If it has then Hackney will be maintaining its highest level of JSA claimants since the Financial Crisis

Monday, 7 November 2011

Tension over Charedi sexual harassment claims

A claim that Charedi men "are notorious harassers of the opposite sex" has raised the stakes in a long-running stand off between Professor Geoffrey Alderman and Rabbi Abraham Pinter.

The two men often provide polar opposite arguments about Hackney's Charedi community.

Alderman's run-ins with the 'ultra orthodox Jewish' community have taken in a range of topics from schooling and statistics to "selfishness". Pinter has usually provided the rebuttal.

However tensions were raised to a higher level last week after Alderman wrote a piece in the Jewish Chronicle which said: "It is, however, well known that charedi men are notorious harassers of the opposite sex."

His comments appear to have prompted an organised campaign against him and the newspaper.

Rabbi Pinter told Blood and Property: "Alderman makes an appalling statement of collective libel. In his emails to you he clearly recognizes that he has made an error and should have chosen his words more carefully. However, it is unacceptable for him to try to get out of his problem in private emails to you. He must apologise for the collective libel and then I will be happy to respond."

The article was first discussed by fellow Hackney blogger, If you tickle us, and comments under the post included a pre-written letter to the Press Complaints Commission which the anonymous author hopes will be sent en masse by enraged Charedim.

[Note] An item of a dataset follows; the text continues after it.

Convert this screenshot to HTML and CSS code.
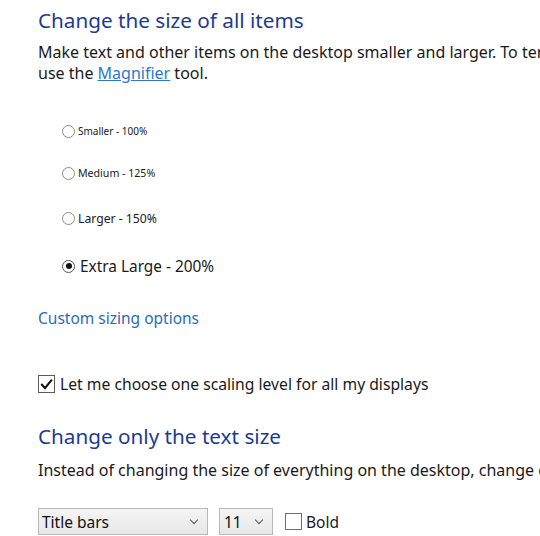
FILE: index.html
```html
<!DOCTYPE html>
<html>
<head>
<meta charset="utf-8">
<link rel="stylesheet" href="styles.css">
</head>
<body>
<div class="page">
  <h1 class="heading h-first">Change the size of all items</h1>
  <p class="desc">
    <span class="line">Make text and other items on the desktop smaller and larger. To temporarily enlarge part of the screen,</span>
    <span class="line">use the <a class="link" href="#">Magnifier</a> tool.</span>
  </p>

  <div class="radios">
    <label class="radio r-small"><span class="dot"></span><span>Smaller - 100%</span></label>
    <label class="radio r-medium"><span class="dot"></span><span>Medium - 125%</span></label>
    <label class="radio r-large"><span class="dot"></span><span>Larger - 150%</span></label>
    <label class="radio r-xl"><span class="dot checked"></span><span>Extra Large - 200%</span></label>
  </div>

  <a class="custom" href="#">Custom sizing options</a>

  <label class="check-row">
    <span class="box">
      <svg width="13" height="13" viewBox="0 0 13 13"><path d="M2 6.8 L5 10.2 L11.2 2.4" fill="none" stroke="#111" stroke-width="2.1" stroke-linecap="square" stroke-linejoin="miter"/></svg>
    </span>
    <span>Let me choose one scaling level for all my displays</span>
  </label>

  <h2 class="heading h-second">Change only the text size</h2>
  <p class="desc2"><span class="line">Instead of changing the size of everything on the desktop, change only the text size for a specific item.</span></p>

  <div class="controls">
    <div class="select sel-item"><span>Title bars</span><span class="chev"></span></div>
    <div class="select sel-size"><span>11</span><span class="chev"></span></div>
    <label class="bold-row"><span class="box empty"></span><span>Bold</span></label>
  </div>
</div>
</body>
</html>
```

FILE: styles.css
```css
html, body {
  margin: 0;
  padding: 0;
  background: #ffffff;
}
body {
  width: 540px;
  height: 536px;
  overflow: hidden;
  font-family: "Noto Sans", "Open Sans", sans-serif;
  color: #1a1a1a;
}
.page {
  padding-left: 38px;
}
.heading {
  margin: 0;
  font-weight: 400;
  color: #1d3b8e;
  font-size: 20.7px;
  line-height: 28px;
  white-space: nowrap;
}
.h-first {
  padding-top: 6px;
}
.desc {
  margin: 8px 0 0 0;
  font-size: 16px;
  line-height: 21px;
}
.line {
  display: block;
  white-space: nowrap;
}
.link {
  color: #2e78cc;
  text-decoration: underline;
}
.radios {
  display: flex;
  flex-direction: column;
  padding-left: 24px;
  margin-top: 39px;
}
.radio {
  display: flex;
  align-items: center;
  gap: 3px;
  color: #1a1a1a;
}
.dot {
  width: 13px;
  height: 13px;
  border: 1px solid #8c8c8c;
  border-radius: 50%;
  box-sizing: border-box;
  background: #fff;
  position: relative;
  flex: none;
}
.dot.checked {
  border-color: #555;
}
.dot.checked::after {
  content: "";
  position: absolute;
  left: 2.5px;
  top: 2.5px;
  width: 6px;
  height: 6px;
  border-radius: 50%;
  background: #111;
}
.r-small { font-size: 10px; height: 16px; }
.r-medium { font-size: 10.6px; height: 16px; margin-top: 26px; }
.r-large { font-size: 12.2px; height: 18px; margin-top: 28px; }
.r-xl { font-size: 15.4px; height: 22px; margin-top: 28px; gap: 5px; }
.custom {
  display: block;
  margin-top: 30px;
  color: #2c6cb4;
  font-size: 15.5px;
  line-height: 22px;
  text-decoration: none;
}
.check-row {
  display: flex;
  align-items: center;
  gap: 5px;
  margin-top: 44px;
  height: 22px;
  font-size: 15.7px;
  line-height: 22px;
}
.box {
  width: 17px;
  height: 18px;
  border: 1px solid #5a5a5a;
  box-sizing: border-box;
  background: #fff;
  display: flex;
  align-items: center;
  justify-content: center;
  flex: none;
}
.box.empty {
  width: 17px;
  height: 17px;
  border-color: #707070;
}
.h-second {
  margin-top: 27px;
}
.desc2 {
  margin: 10px 0 0 0;
  font-size: 16px;
  line-height: 21px;
}
.controls {
  display: flex;
  align-items: center;
  margin-top: 27px;
}
.select {
  height: 27px;
  box-sizing: border-box;
  border: 1px solid #b8b8b8;
  background: linear-gradient(#f5f5f5, #e7e7e7);
  display: flex;
  align-items: center;
  justify-content: space-between;
  padding: 0 10px 0 3px;
  font-size: 15.5px;
  color: #111;
}
.sel-item { width: 170px; }
.sel-size { width: 54px; margin-left: 11px; padding-left: 4px; }
.chev {
  width: 5px;
  height: 5px;
  border-right: 1.2px solid #555;
  border-bottom: 1.2px solid #555;
  transform: rotate(45deg);
  margin-top: -4px;
}
.bold-row {
  display: flex;
  align-items: center;
  gap: 4px;
  margin-left: 12px;
  font-size: 15.5px;
}
```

It describes Alderman's views as "unfounded, defamatory and discriminatory".

The same comment also provided an anonymised pre-written letter for the attention of the Jewish Chronicle calling for Alderman's "suspension as (a) writer for the JC pending the results a full investigation" due to his "continuously hateful conduct towards Charedi Jewry as a whole."

Blood and Property asked Alderman if his comments were meant to single out Charedi men as worse harassers of women than other communities or human beings in general.

He said: "That is not what I was saying. I don't know if there is necessarily a higher instance of harassment of women in Charedi communities than in the general population, I don't have statistics to show that, but that's not the point I was making.

"What I was saying is that they - the Charedim - set themselves very high standards which, I'm very sorry to say, they do not reach. They say they are closer to God than any other jewish group and yet this sort of thing still goes on."

Blood and Property asked if it was reasonable to expect any one community to behave better than another one and criticise them if they didn't. Alderman said: "It is they, - the Charedim - who set the standard they seem incapable of reaching. It is obvious to me that growing up in that sort of community does not make you any better than any other person. Do me a favour: ring up Rabbi Pinter (Avrohom Pinter) and ask him why this is so."

Ask him: "Does growing up in your community make you any better - as a Jew - than me? "

As stated above, Pinter told Blood and Property: "Alderman makes an appalling statement of collective libel. In his emails to you he clearly recognizes that he has made an error and should have chosen his words more carefully. However, it is unacceptable for him to try to get out of his problem in private emails to you. He must apologize for the collective libel and then I will be happy to respond."

Alderman said he didn't have a problem with the formal treatment of women in the Charedi community saying that the women were often the bread winners. He added that when he got married in the Lea Bridge Road synagogue in Clapton in 1973 a number of his wife's relatives, Chardim from Stamford Hill - came to the wedding and they themselves offered a neat loophole to the gender segregation problem - by asking that each family sit as a group at each table.

Alderman also pointed out that the content of his column was discussed, edited and approved by the newspaper before publication so any division between himself and the newspaper over the piece was unlikely.